In looking at other superhero comics he had noted, “it seemed from a psychological angle that the comics’ worst offence was their blood-curdling masculinity. A male hero, at best, lacks the qualities of maternal love and tenderness which are as essential to the child as the breath of life.”
And so, while Batman was a brooding orphan, and the destruction of Superman’s Krypton had robbed him of his birth parents, the magnificent scientists Jor-El and Lara, Wonder Woman could ride her invisible plane down the rainbow runway to Paradise Island and check in with Mom any time she wanted.
Queen Hippolyta even had a magic mirror that allowed her to observe her daughter at any location on Earth.
It was closed-circuit television by any other name, but in late 1941, Hippolyta’s magic mirror could only be a product of imaginary feminist superscience.

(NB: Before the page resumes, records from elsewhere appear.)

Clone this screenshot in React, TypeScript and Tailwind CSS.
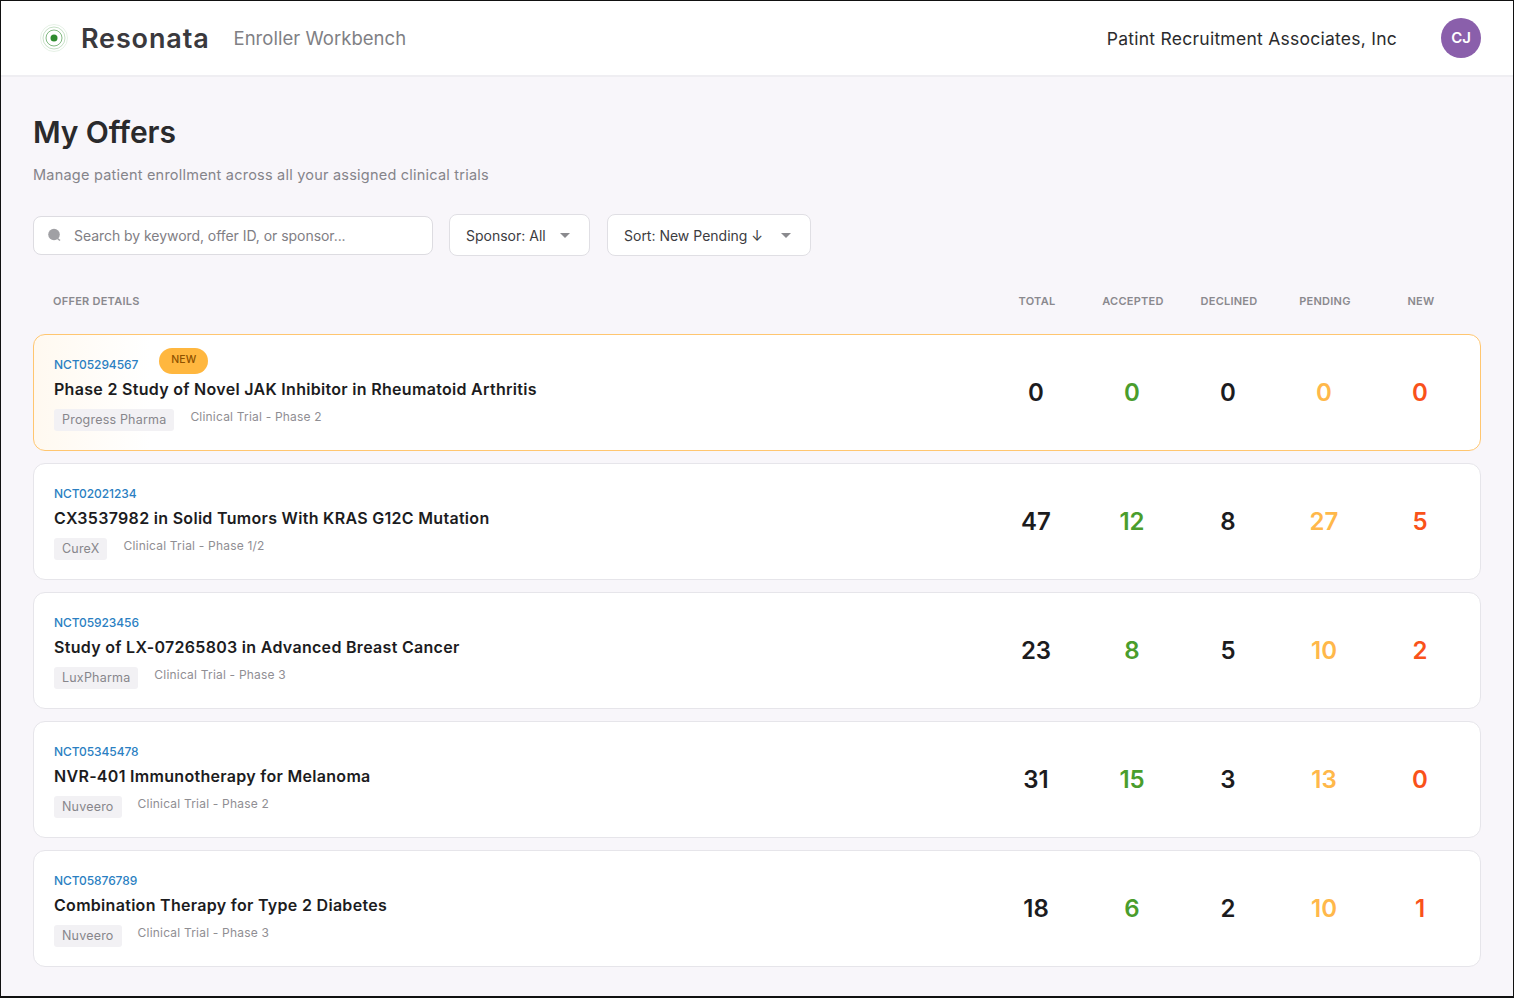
const offers = [
  { id: 'NCT05294567', title: 'Phase 2 Study of Novel JAK Inhibitor in Rheumatoid Arthritis', sponsor: 'Progress Pharma', phase: 'Clinical Trial - Phase 2', total: 0, accepted: 0, declined: 0, pending: 0, fresh: 0, isNew: true },
  { id: 'NCT02021234', title: 'CX3537982 in Solid Tumors With KRAS G12C Mutation', sponsor: 'CureX', phase: 'Clinical Trial - Phase 1/2', total: 47, accepted: 12, declined: 8, pending: 27, fresh: 5 },
  { id: 'NCT05923456', title: 'Study of LX-07265803 in Advanced Breast Cancer', sponsor: 'LuxPharma', phase: 'Clinical Trial - Phase 3', total: 23, accepted: 8, declined: 5, pending: 10, fresh: 2 },
  { id: 'NCT05345478', title: 'NVR-401 Immunotherapy for Melanoma', sponsor: 'Nuveero', phase: 'Clinical Trial - Phase 2', total: 31, accepted: 15, declined: 3, pending: 13, fresh: 0 },
  { id: 'NCT05876789', title: 'Combination Therapy for Type 2 Diabetes', sponsor: 'Nuveero', phase: 'Clinical Trial - Phase 3', total: 18, accepted: 6, declined: 2, pending: 10, fresh: 1 },
];

function Logo() {
  return (
    <svg width="30" height="30" viewBox="0 0 30 30" fill="none" className="shrink-0">
      <circle cx="15" cy="15" r="13.5" stroke="#2e8b2e" strokeOpacity="0.12" />
      <circle cx="15" cy="15" r="11" stroke="#2e8b2e" strokeOpacity="0.28" />
      <circle cx="15" cy="15" r="8" stroke="#2e8b2e" strokeOpacity="0.6" />
      <circle cx="15" cy="15" r="3.5" fill="#2e8b2e" />
    </svg>
  );
}

function Caret() {
  return (
    <svg width="10" height="5" viewBox="0 0 10 5" className="shrink-0">
      <path d="M0 0h10L5 5z" fill="#8a8a8e" />
    </svg>
  );
}

function OfferRow({ offer }: { offer: (typeof offers)[number] }) {
  return (
    <div
      className={`grid h-[117px] grid-cols-[1fr_96px_96px_96px_96px_96px] items-center rounded-xl border bg-white pl-5 pr-3 ${
        offer.isNew ? 'border-[#ffc670] bg-gradient-to-r from-[#fff9f0] to-white to-[8%]' : 'border-[#e6e5ea]'
      }`}
    >
      <div className="flex h-full flex-col pt-[1px]">
        <div className="flex h-[39px] items-start">
          <span className="mt-[21px] text-[12px] leading-[16px] font-medium tracking-[-0.08px] text-[#2b7fc2]">{offer.id}</span>
          {offer.isNew && (
            <span className="mt-[12px] ml-[21px] flex h-[26px] w-[49px] items-center justify-center rounded-full bg-[#ffb73f] pb-[2px] text-[10.5px] font-medium text-[#8f5200]">
              NEW
            </span>
          )}
        </div>
        <div className="mt-[4px] text-[16px] leading-[20px] font-semibold tracking-[0.3px] text-[#1c1c1e]">{offer.title}</div>
        <div className="mt-[9px] flex items-start gap-4">
          <span className="mt-[1px] flex h-[22px] items-center rounded-[3px] bg-[#f2f1f4] px-2 text-[12.5px] tracking-[0.2px] text-[#87868b]">{offer.sponsor}</span>
          <span className="text-[12px] leading-[18px] tracking-[0.2px] text-[#8f8e93]">{offer.phase}</span>
        </div>
      </div>
      <div className="text-center text-[24px] font-semibold text-[#1c1c1e]">{offer.total}</div>
      <div className="text-center text-[24px] font-semibold text-[#4a9d2c]">{offer.accepted}</div>
      <div className="text-center text-[24px] font-semibold text-[#1c1c1e]">{offer.declined}</div>
      <div className="text-center text-[24px] font-semibold text-[#ffb84a]">{offer.pending}</div>
      <div className="text-center text-[24px] font-semibold text-[#f9521a]">{offer.fresh}</div>
    </div>
  );
}

export default function App() {
  return (
    <div className="h-[998px] overflow-hidden border border-b-2 border-[#111] bg-[#f8f6fa] font-['Inter',sans-serif]">
      <header className="flex h-[76px] items-center border-b-2 border-[#efeef2] bg-white pr-8 pl-[38px]">
        <Logo />
        <span className="mt-[2px] ml-[12px] text-[27px] font-semibold tracking-[0.85px] text-[#3a393d]">Resonata</span>
        <span className="mt-[2px] ml-6 text-[18.5px] tracking-[0.03px] text-[#807f84]">Enroller Workbench</span>
        <span className="mt-[2px] ml-auto text-[17.5px] tracking-[0.25px] text-[#2b2b2d]">Patint Recruitment Associates, Inc</span>
        <div className="ml-[44px] flex h-10 w-10 items-center justify-center rounded-full bg-[#8a5fab] text-[15px] font-semibold text-white">CJ</div>
      </header>

      <main className="px-8">
        <h1 className="mt-[35px] text-[30px] leading-[40px] font-semibold tracking-[-0.1px] text-[#2a2a2c]">My Offers</h1>
        <p className="mt-[13px] text-[14.5px] leading-[20px] tracking-[0.22px] text-[#85848a]">Manage patient enrollment across all your assigned clinical trials</p>

        <div className="mt-[29px] flex items-center">
          <div className="flex h-[39px] w-[400px] items-center rounded-lg border border-[#dddce1] bg-white pl-[13px]">
            <svg width="15" height="15" viewBox="0 0 15 15" className="shrink-0">
              <circle cx="7" cy="6.5" r="5.8" fill="#a0a0a4" />
              <path d="M10.5 10.5l2.5 2" stroke="#a0a0a4" strokeWidth="1.6" />
            </svg>
            <span className="ml-3 text-[14px] tracking-[-0.05px] text-[#7f7e84]">Search by keyword, offer ID, or sponsor...</span>
          </div>
          <div className="ml-4 flex h-[42px] w-[141px] items-center justify-between rounded-lg border border-[#e0dfe4] bg-white pr-[19px] pl-4 text-[14px] text-[#3c3c3f]">
            Sponsor: All
            <Caret />
          </div>
          <div className="ml-[17px] flex h-[42px] w-[204px] items-center justify-between rounded-lg border border-[#e0dfe4] bg-white pr-[19px] pl-4 text-[14px] text-[#3c3c3f]">
            Sort: New Pending ↓
            <Caret />
          </div>
        </div>

        <div className="mt-[36px] grid grid-cols-[1fr_96px_96px_96px_96px_96px] pr-3 pl-5 text-[11px] leading-[18px] font-semibold tracking-[0.25px] text-[#8a898e]">
          <div>OFFER DETAILS</div>
          <div className="text-center">TOTAL</div>
          <div className="text-center">ACCEPTED</div>
          <div className="text-center">DECLINED</div>
          <div className="text-center">PENDING</div>
          <div className="text-center">NEW</div>
        </div>

        <div className="mt-[24px] flex flex-col gap-3">
          {offers.map((offer) => (
            <OfferRow key={offer.id} offer={offer} />
          ))}
        </div>
      </main>
    </div>
  );
}
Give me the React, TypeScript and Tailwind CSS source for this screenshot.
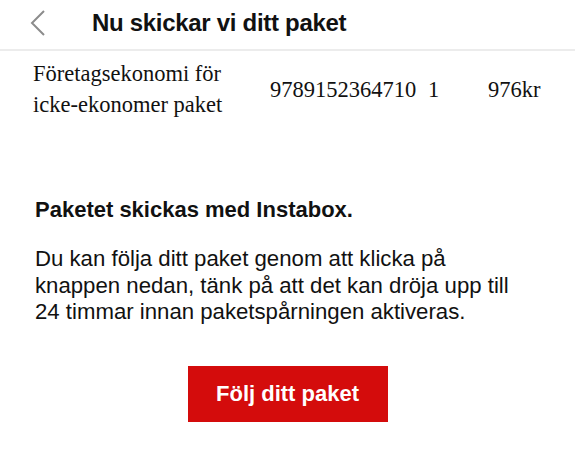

There were some similarities with Wonder Woman’s male predecessors. Like Superman, in his way, Wonder Woman fearlessly championed alternative culture and a powerful vision of outsider politics. And, like Batman, she was thoroughly the progressive sort of aristocrat.
She preached peace in a time of war, although she was as eager as any other superhero to tackle her fair share of Nazis.
Unlike the essentially solitary Batman and Superman, Wonder Woman had a huge cast of friends. Her allies, the Holliday Girls of Beta Lamda, were a rambunctious group of sorority sisters fronted by the immense, freckled redhead Etta Candy.
As the gorgeous Wonder Woman’s inevitable fat pal, Etta’s positive energy and physicality added an earthiness and humor that complemented Diana’s cool grace and perfect poise.
When Marston died of cancer in 1947, the erotic charge left the Wonder Woman strip, and sales declined, never to recover. Without the originality and energy that Marston’s obsessions brought to the stories, Wonder Woman was an exotic bloom starved of rare nutrients.
Once the lush, pervy undercurrents were purged, the character foundered. The island of Themiscyra was scraped clean of any hint of impropriety, and all girl-chasing rituals ceased, along with reader commitment to the character.
It wasn’t long before Wonder Woman was coming across as an odd maiden aunt—a disturbing cross between the Virgin Mary and Mary Tyler Moore; but Elizabeth and Olive, her inspirations, continued to live together.
The unconventional, liberated Elizabeth was one hundred years old when she died in 1993, the true Wonder Woman of this story.”